What is clear is that the FTC guidelines raise the bar in terms of expectations. As a result, companies may find that their current practices—even those that are industry-leading—only go as far as to conform to the new guidelines, thereby setting a new standard. Leading companies may find that they must either extend their efforts or be willing to accept ceding their leadership position. Consumers may not look favorably on companies that were once seen as leaders when those same enterprises now find themselves engaging in behavior that meets the guidelines—and suddenly their exemplary efforts now are commonplace and common practice.

A recent study showed that physical measurements of carbon in the atmosphere are higher than they should be if all the environmental claims from all companies were added together. Clearly there is some inaccuracy in counting. The FTC guidelines seek to prevent double counting, by prohibiting companies from claiming and sharing environmental results. For example, having solar panels on your roof allows you to claim the portion of your power generated, but not if you sell the certificates. In that case, you have also sold the rights to characterize your power use as renewable. And if you have solar panels visible on your facility, unless 100% of the power consumed is generated thus, the company cannot claim “made with solar power” as this, while true, also implies 100% of the power used is from this source. Instead the company must determine the proportion and is limited to making that assertion.

Truly leading companies will develop their own reporting that is more robust than the standards, perhaps using their framework and intent to guide their own actions and messages. A terrific example is the company that decided to apply safety standards not only to its own employees—as was required—but also to all contractors and subcontractors working on its job sites. The immediate result was an accident rate that seemed to “spike” upwards as they began counting all accidents and injuries, not just those from full time employees who earned a paycheck with their company name on it. In response to the immediate questioning of what had suddenly gone wrong, senior management was in the enviable position of pointing out that the accident rate was still the same for full time employees but that what was wrong was, in fact, an industry standard that did not value all people equally. This set a new standard and bar, above regulatory requirements but, by using the same measurement and metrics, the company was faithful to the regulations.

Exceeding and defining industry standards—or even business standards in general—is one way that forward thinking companies will leverage their efforts from the existing guidelines and do more. Doing so will establish that they are not “toeing the line” but rather “raising the bar.” This can also help serve as a preventive (there is no point regulating a problem that does not exist) and help reduce costs. It also can serve as a marker for the company culture, facilitating human resources efforts to promote sustainability and retain top talent. By reducing risks associated not only with potential environmental damage but also associated with defending against complaints due to false marketing claims, companies that engage in proactive efforts also reduce costs due to potential fines for either.

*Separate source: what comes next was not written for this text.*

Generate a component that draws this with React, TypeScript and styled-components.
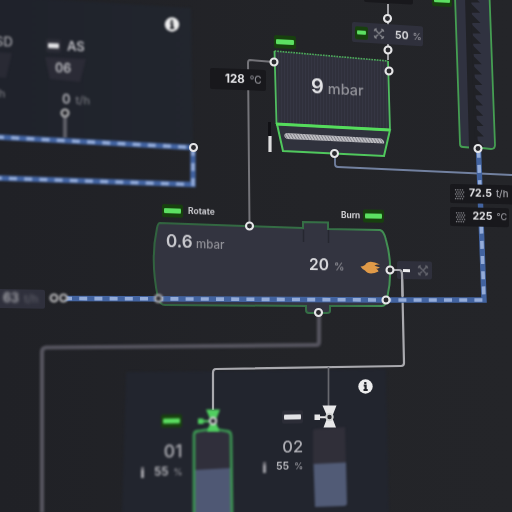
import React from 'react';
import styled, { createGlobalStyle } from 'styled-components';

const GlobalStyle = createGlobalStyle`
  body { margin: 0; background: #222327; overflow: hidden; }
`;

const Canvas = styled.main`
  position: relative;
  width: 512px;
  height: 512px;
  overflow: hidden;
  background: linear-gradient(90deg, #202126 0%, #232428 60%, #242529 100%);
  font-family: Inter, "Liberation Sans", sans-serif;
`;

const Diagram = styled.svg`
  position: absolute;
  inset: 0;
  display: block;
`;

/* A group of instruments pinned to a point of the plant map. */
const Pin = styled.section<{ $x: number; $y: number; $tilt?: number; $gap?: number; $row?: boolean; $align?: string }>`
  position: absolute;
  left: ${(p) => p.$x}px;
  top: ${(p) => p.$y}px;
  display: flex;
  flex-direction: ${(p) => (p.$row ? 'row' : 'column')};
  align-items: ${(p) => p.$align ?? (p.$row ? 'center' : 'flex-start')};
  gap: ${(p) => p.$gap ?? 0}px;
  transform-origin: 0 50%;
  transform: skewY(${(p) => p.$tilt ?? 2}deg);
`;

const Reading = styled.div<{ $blur?: number; $gap?: number }>`
  display: flex;
  align-items: baseline;
  gap: ${(p) => p.$gap ?? 5}px;
  line-height: 1;
  white-space: nowrap;
  filter: blur(${(p) => p.$blur ?? 0.35}px);
`;

const Value = styled.span<{ $size: number; $weight?: number; $color?: string }>`
  font-size: ${(p) => p.$size}px;
  font-weight: ${(p) => p.$weight ?? 600};
  color: ${(p) => p.$color ?? '#e4e4e7'};
`;

const Unit = styled.span<{ $size: number; $color?: string }>`
  font-size: ${(p) => p.$size}px;
  font-weight: 500;
  color: ${(p) => p.$color ?? '#929299'};
`;

const Tag = styled.div<{ $w: number; $tone: 'dark' | 'slate'; $pad?: number; $gap?: number; $h?: number }>`
  box-sizing: border-box;
  display: flex;
  align-items: center;
  gap: ${(p) => p.$gap ?? 0}px;
  width: ${(p) => p.$w}px;
  height: ${(p) => p.$h ?? 19}px;
  padding-left: ${(p) => p.$pad ?? 0}px;
  border-radius: 2px;
  background: ${(p) => (p.$tone === 'dark' ? '#18181c' : '#2f303c')};
`;

const TagIcon = styled.svg`
  flex: none;
  display: block;
  overflow: visible;
  filter: blur(0.35px);
`;

const Dash = styled.div`
  width: 7px;
  height: 3px;
  background: #ededee;
`;

const Lamp = styled.div<{ $w?: number; $on?: boolean; $blur?: number }>`
  flex: none;
  width: ${(p) => p.$w ?? 21}px;
  height: 13px;
  display: flex;
  align-items: center;
  justify-content: center;
  border-radius: 2px;
  background: ${(p) => (p.$on ? '#17400e' : '#2c2d37')};
  filter: blur(${(p) => p.$blur ?? 0.7}px);

  &::before {
    content: '';
    width: calc(100% - 4px);
    height: 4.5px;
    border-radius: 1px;
    background: ${(p) => (p.$on ? '#5ce062' : '#e2e2e5')};
  }
`;

const LevelRow = styled.div`
  display: flex;
  align-items: center;
`;

const LevelMark = styled.i`
  width: 3px;
  height: 11px;
  margin-right: 10px;
  background: linear-gradient(#707077 25%, #a2a2a8 25%);
  filter: blur(0.8px);
`;

const HeaderRow = styled.div`
  display: flex;
  align-items: center;
  gap: 6px;
`;

const HopperColumn = styled.div`
  width: 44px;
  display: flex;
  flex-direction: column;
  align-items: flex-start;
`;

const HopperCode = styled.div`
  padding: 10px 0 17px 9px;
`;

const HopperRate = styled.div`
  padding-left: 16px;
`;

const CylinderCode = styled.div`
  padding: 15px 0 6px;
`;

const FanReading = styled.div`
  padding: 2px 0 0 11px;
`;

const Node = ({ x, y, soft = false }: { x: number; y: number; soft?: boolean }) => (
  <circle cx={x} cy={y} r={3.5} fill="#29292e" stroke={soft ? '#b2b2b4' : '#e6e6e8'} strokeWidth={2.1} filter={soft ? 'url(#soft)' : 'url(#fine)'} />
);

const Flow = ({ d, blur = 'fine' }: { d: string; blur?: string }) => (
  <g fill="none" filter={`url(#${blur})`}>
    <path d={d} stroke="#4263a0" strokeWidth={5.4} />
    <path d={d} stroke="#94acd9" strokeWidth={3.6} strokeDasharray="8 7.2" />
  </g>
);

const Info = ({ x, y, blur }: { x: number; y: number; blur: string }) => (
  <g transform={`translate(${x} ${y})`} filter={`url(#${blur})`}>
    <circle r={7.2} fill="#ececed" />
    <path d="M-.2-4.6v2M-1.8-1h1.9v4.4M-2 3.500h4.2" stroke="#22242a" strokeWidth={2.2} fill="none" />
  </g>
);

const Fan = ({ color }: { color: string }) => (
  <TagIcon width="10" height="10" viewBox="-5 -5 10 10">
    <path
      d="M-3.500-3.500L3.500 3.500M3.500-3.500L-3.500 3.500M-4.600-2.200Q-4.500-4.500-2.200-4.600M4.600-2.200Q4.500-4.500 2.200-4.600M-4.600 2.200Q-4.500 4.500-2.200 4.600M4.600 2.200Q4.500 4.500 2.200 4.600"
      fill="none"
      stroke={color}
      strokeWidth="1.3"
    />
  </TagIcon>
);

const Grains = () => (
  <TagIcon width="9" height="10" viewBox="0 0 9 10">
    <g fill="#8b8b91">
      {[0, 1, 2, 3, 4].map((row) =>
        [0, 1, 2, 3].map((col) => (
          <circle key={`${row}${col}`} cx={0.6 + col * 2.3 + (row % 2) * 1.1} cy={0.7 + row * 2.2} r={0.75} />
        )),
      )}
    </g>
  </TagIcon>
);

const Valve = ({ x, y, color, blur }: { x: number; y: number; color: string; blur: string }) => (
  <g transform={`translate(${x} ${y})`} fill={color} filter={`url(#${blur})`}>
    <path d="M-7-11.500H7L2.500 0L6.500 10.500H-6L-2 0Z" />
    <path d="M-15-2.500h5.500v1.700H-3v2h-6.500v1.700H-15Z" />
    <circle r={3.200} fill="#29292e" stroke="#d2d4d4" strokeWidth={2} />
  </g>
);

const screwTeeth = Array.from({ length: 15 }, (_, i) => {
  const y = -7 + i * 10.3;
  const x = 470.4 + i * 0.3;
  return `M${x} ${y}l9.500 9.500h-9.500Z`;
}).join('');

const Drawing = () => (
  <Diagram width="512" height="512" viewBox="0 0 512 512" colorInterpolationFilters="sRGB">
    <defs>
      <filter id="fine" x="-20" y="-20" width="552" height="552" filterUnits="userSpaceOnUse"><feGaussianBlur stdDeviation="0.45" /></filter>
      <filter id="soft" x="-20" y="-20" width="552" height="552" filterUnits="userSpaceOnUse"><feGaussianBlur stdDeviation="0.9" /></filter>
      <filter id="haze" x="-20" y="-20" width="552" height="552" filterUnits="userSpaceOnUse"><feGaussianBlur stdDeviation="1.3" /></filter>
      <pattern id="ribs" width="3" height="6" patternUnits="userSpaceOnUse"><path d="M1 0V6" stroke="#292a34" strokeWidth="1" /></pattern>
      <pattern id="hatch" width="3" height="5" patternUnits="userSpaceOnUse"><path d="M0 0l3 5M-3 0l3 5M3 0l3 5" stroke="#6f7078" strokeWidth=".8" /></pattern>
      <linearGradient id="rim" x1="153" x2="392" y1="0" y2="0" gradientUnits="userSpaceOnUse">
        <stop offset="0" stopColor="#31633f" /><stop offset=".8" stopColor="#367247" /><stop offset="1" stopColor="#449455" />
      </linearGradient>
      <linearGradient id="panel" x1="0" x2="1"><stop offset="0" stopColor="#1f222b" /><stop offset="1" stopColor="#22262e" /></linearGradient>
    </defs>

    {/* background panels */}
    <path d="M-4-4L191 8L193 147L-4 137Z" fill="url(#panel)" filter="url(#soft)" />
    <path d="M126 372L386 369L389 516H122Z" fill="#22252e" filter="url(#haze)" />

    {/* hopper shapes */}
    <path d="M45 57L86 59L80 82L50 79Z" fill="#2b2b36" filter="url(#soft)" />
    <path d="M-4 52L12 53L6 78L-4 77Z" fill="#292a34" filter="url(#haze)" />

    {/* grey pipes */}
    <g fill="none" filter="url(#fine)">
      <path d="M274 62L250 60Q248 60 248 63L249.500 225" stroke="#747479" strokeWidth="2" />
      <path d="M388 4V60" stroke="#c5c5c9" strokeWidth="1.6" />
      <path d="M335 154V164Q335 167 338 167L512 175" stroke="#7281a0" strokeWidth="1.800" />
      <path d="M402 274L404 363Q404 366 401 366L216 369Q213 369 213 373V410" stroke="#a9a9ae" strokeWidth="2.200" />
      <path d="M328.500 367V407" stroke="#68696f" strokeWidth="1.700" />
    </g>
    <g fill="none" filter="url(#soft)">
      <path d="M65 116V138" stroke="#5d5d66" strokeWidth="4" />
      <path d="M319 315V342Q319 345 316 345L46 347.500Q42 348 42 352V513" stroke="#55545e" strokeWidth="4.200" />
    </g>

    {/* rotary drum */}
    <path d="M160 223L303 228V222L328 222.500V229L380 230Q384 231 386 240Q394 268 387 299Q386 306 382 306L330 306V311Q330 313 327 313H309Q306 313 306 310V306L165 305Q160 305 158 298Q150 260 157 228Q158 223 160 223Z" fill="#333440" stroke="url(#rim)" strokeWidth="2" filter="url(#fine)" />
    <path d="M303.500 230V242M328.500 230V243" stroke="#262730" strokeWidth="1.400" />
    <path d="M360.500 266.500Q365 266 366 263.500Q370 259.500 380 264.500Q376 264 374.500 265.800L380 267.500Q378 269 376 268.500Q378.500 270 378.500 271.500Q369 276 365 270.500Q362 269 360.500 266.500Z" fill="#e09a48" filter="url(#fine)" />

    {/* blue pipes */}
    <Flow d="M-4 137L193 147.500V184.500L-4 178" blur="soft" />
    <Flow d="M64 298.500L200 299L386 300H484L478.500 149" />

    {/* pressure vessel */}
    <g filter="url(#fine)">
      <path d="M274.500 51L388 61L390 130L276.500 124Z" fill="#353643" />
      <path d="M274.500 51L388 61L390 130L276.500 124Z" fill="url(#ribs)" />
      <path d="M277 124L390 130L384 156L283 151Z" fill="#30323d" stroke="#50c85d" strokeWidth="2" />
      <path d="M276.500 124L274.500 51M388 61L390 130" stroke="#50bc60" strokeWidth="1.800" />
      <path d="M274.500 51L388 61" stroke="#4dac5b" strokeWidth="1.600" strokeDasharray="1.7 1" />
      <path d="M276 124L390 130" stroke="#55dc5c" strokeWidth="3.200" />
      <path d="M286 133L381 138.500Q385 141 384 143.500L287 139Q282 136 286 133Z" fill="#bcbcc1" />
      <path d="M286 133L381 138.500Q385 141 384 143.500L287 139Q282 136 286 133Z" fill="url(#hatch)" />
      <path d="M269.500 122V136" stroke="#111115" strokeWidth="3" />
      <path d="M270 136V152" stroke="#dededf" strokeWidth="3.200" />
    </g>

    {/* screw conveyor */}
    <g filter="url(#fine)">
      <path d="M455-4L460 144Q460 147 463 147L491 149Q495 149 495 145L489.500-4Z" fill="#303240" />
      <path d="M465-4L469 148L478 148.500L471-4Z" fill="#202126" />
      <path d={screwTeeth} fill="#202126" />
      <path d="M455-4L460 144Q460 147 463 147L469 147.500M482 148L491 149Q495 149 495 145L489.500-4" fill="none" stroke="#459e52" strokeWidth="1.800" />
    </g>

    {/* gas cylinders */}
    <g filter="url(#soft)">
      <path d="M194 514V435Q194 431 199 431Q213 428 226 431Q231 431 231 436L232 514Z" fill="#302f3b" />
      <path d="M195 470L231 468L232 514H195Z" fill="#4f5874" />
      <path d="M194 514V435Q194 431 199 431Q213 428 226 431Q231 431 231 436L232 514" fill="none" stroke="#3b9251" strokeWidth="2.800" />
      <path d="M313 431Q313 429 316 429L345 427L346 464H313Z" fill="#302f39" />
      <path d="M313.500 464L346 462.500L347 504Q346 506 344 506L315 507Z" fill="#515b76" />
    </g>
    <Valve x={213} y={421} color="#51cf60" blur="soft" />
    <Valve x={329.5} y={417} color="#e8e8e9" blur="fine" />

    <Node x={65} y={113} soft />
    <Node x={193.5} y={147.5} />
    <Node x={249.5} y={226} />
    <Node x={158.5} y={298.5} soft />
    <Node x={54} y={298} soft />
    <Node x={63.5} y={298} soft />
    <Node x={386} y={300} />
    <Node x={318.5} y={312.5} />
    <Node x={274} y={62} />
    <Node x={387.5} y={18.5} />
    <Node x={388} y={50} />
    <Node x={389} y={71} />
    <Node x={334.5} y={153.5} />
    <Node x={478} y={148.5} />

    <Info x={172} y={24.5} blur="soft" />
    <Info x={365.5} y={386.5} blur="fine" />
  </Diagram>
);

/* The outlet pipe of the drum runs in front of the burner tag. */
const OutletPipe = () => (
  <Diagram width="512" height="512" viewBox="0 0 512 512">
    <path d="M393 270H399Q402 270 402 274L402.600 296" fill="none" stroke="#a9a9ae" strokeWidth="2.200" filter="url(#fine)" />
    <Node x={390} y={270} />
  </Diagram>
);

const Cylinder = ({ x, y, code, size, on, blur }: { x: number; y: number; code: string; size: number; on?: boolean; blur: number }) => (
  <Pin $x={x} $y={y} $tilt={-1} $align="flex-end">
    <Lamp $on={on} $blur={blur} />
    <CylinderCode>
      <Reading $blur={blur}>
        <Value $size={size} $weight={500} $color="#b0b0b6">{code}</Value>
      </Reading>
    </CylinderCode>
    <LevelRow>
      <LevelMark />
      <Reading $gap={5} $blur={blur}>
        <Value $size={size - 6} $color="#bebec3">55</Value>
        <Unit $size={9}>%</Unit>
      </Reading>
    </LevelRow>
  </Pin>
);

export default function App() {
  return (
    <>
      <GlobalStyle />
      <Canvas>
        <Drawing />

        <Pin $x={-5} $y={34.5}>
          <Reading $blur={1.3}><Value $size={13} $weight={500} $color="#a5a5ab">SD</Value></Reading>
        </Pin>
        <Pin $x={-9} $y={88}>
          <Reading $blur={1.2}><Unit $size={11} $color="#77787f">t/h</Unit></Reading>
        </Pin>
        <Pin $x={46} $y={38.5}>
          <HopperColumn>
            <HeaderRow>
              <Lamp $w={15} $blur={1.1} />
              <Reading $blur={1}><Value $size={13} $color="#bcbcc1">AS</Value></Reading>
            </HeaderRow>
            <HopperCode>
              <Reading $blur={1}><Value $size={12.5} $color="#bcbcc1">06</Value></Reading>
            </HopperCode>
            <HopperRate>
              <Reading $blur={0.9}><Value $size={13} $color="#b1b1b7">0</Value><Unit $size={11} $color="#77787f">t/h</Unit></Reading>
            </HopperRate>
          </HopperColumn>
        </Pin>

        <Pin $x={210} $y={68}>
          <Tag $w={56} $h={21} $tone="dark" $pad={15}>
            <Reading $blur={0.5}><Value $size={11.5} $weight={700}>128</Value><Unit $size={10}>°C</Unit></Reading>
          </Tag>
        </Pin>

        <Pin $x={274} $y={34.5} $tilt={3}><Lamp $w={22} $on /></Pin>
        <Pin $x={432} $y={-7.5} $tilt={3}><Lamp $w={20} $on /></Pin>
        <Pin $x={364} $y={-17.5} $tilt={3}><Tag $w={49} $tone="dark" /></Pin>
        <Pin $x={352} $y={22} $tilt={3.5}>
          <Tag $w={71} $h={20} $tone="slate" $pad={3}>
            <HeaderRow>
              <Lamp $w={13} $on $blur={0.5} />
              <Fan color="#85868c" />
            </HeaderRow>
            <FanReading>
              <Reading $gap={4}><Value $size={10.5}>50</Value><Unit $size={9}>%</Unit></Reading>
            </FanReading>
          </Tag>
        </Pin>

        <Pin $x={310.5} $y={75.5} $tilt={3}>
          <Reading $gap={4}><Value $size={20}>9</Value><Unit $size={14.5}>mbar</Unit></Reading>
        </Pin>

        <Pin $x={450} $y={184.2} $gap={4} $tilt={1.3}>
          <Tag $w={66} $tone="dark" $pad={5} $gap={5}>
            <Grains />
            <Reading $gap={4}><Value $size={10.5} $weight={700}>72.5</Value><Unit $size={9.5} $color="#a1a1a7">t/h</Unit></Reading>
          </Tag>
          <Tag $w={59} $tone="dark" $pad={5.5} $gap={8}>
            <Grains />
            <Reading $gap={4}><Value $size={10.5} $weight={700}>225</Value><Unit $size={9}>°C</Unit></Reading>
          </Tag>
        </Pin>

        <Pin $row $x={162} $y={203.5} $gap={5}>
          <Lamp $on />
          <Reading $blur={0.7}><Value $size={8.5} $weight={700} $color="#c4c4c9">Rotate</Value></Reading>
        </Pin>
        <Pin $row $x={340.5} $y={209.3} $gap={3} $tilt={1}>
          <Reading $blur={0.5}><Value $size={8.3} $weight={700} $color="#d0d0d4">Burn</Value></Reading>
          <Lamp $on />
        </Pin>

        <Pin $x={165.5} $y={232.8}>
          <Reading $blur={0.7} $gap={3.5}><Value $size={17} $color="#c8c8cd">0.6</Value><Unit $size={11.5}>mbar</Unit></Reading>
        </Pin>
        <Pin $x={309} $y={257} $tilt={1}>
          <Reading $blur={0.5}><Value $size={15.5} $color="#d9d9dd">20</Value><Unit $size={10.5}>%</Unit></Reading>
        </Pin>

        <Pin $x={397} $y={261} $tilt={1}>
          <Tag $w={35} $h={18} $tone="slate" $pad={6} $gap={8}>
            <Dash />
            <Fan color="#66676f" />
          </Tag>
        </Pin>

        <Pin $x={-4} $y={288.5} $tilt={1}>
          <Tag $w={49} $tone="slate" $pad={7}>
            <Reading $blur={1.4}><Value $size={12.5} $color="#afafb5">63</Value><Unit $size={11} $color="#5d5e68">t/h</Unit></Reading>
          </Tag>
        </Pin>

        <Cylinder x={140.5} y={414.5} code="01" size={17.5} on blur={0.9} />
        <Cylinder x={263} y={410.5} code="02" size={16.5} blur={0.7} />

        <OutletPipe />
      </Canvas>
    </>
  );
}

SUSTAINABLE COMMUNICATIONS STRATEGY

Sustainability and Communications symbolize two complementary areas of an organization's mode of operation. Sustainability represents a “holistic” management approach of re-evaluating the overall corporate strategy and operation, as well as monitoring performance via continuously assessing stakeholder engagement. It is an internal approach aiming at instilling sustainability into the overall management and operations of the organization.

Communications, however, represents a function, which aims at communicating and promoting the strategic direction of the overall organization, department, and operations. It represents an external approach to communicate to stakeholders the progress of the overall sustainability strategy. In addition, it aims at convincing stakeholders of the message's purpose, at validating the corporate objectives and at obtaining support for engagement on sustainability issues affecting the organization's economic, social, and environmental impacts.

The main objective of this complementarity is the ability to transmit the right message, in the appropriate amount, through the suitable communication channels.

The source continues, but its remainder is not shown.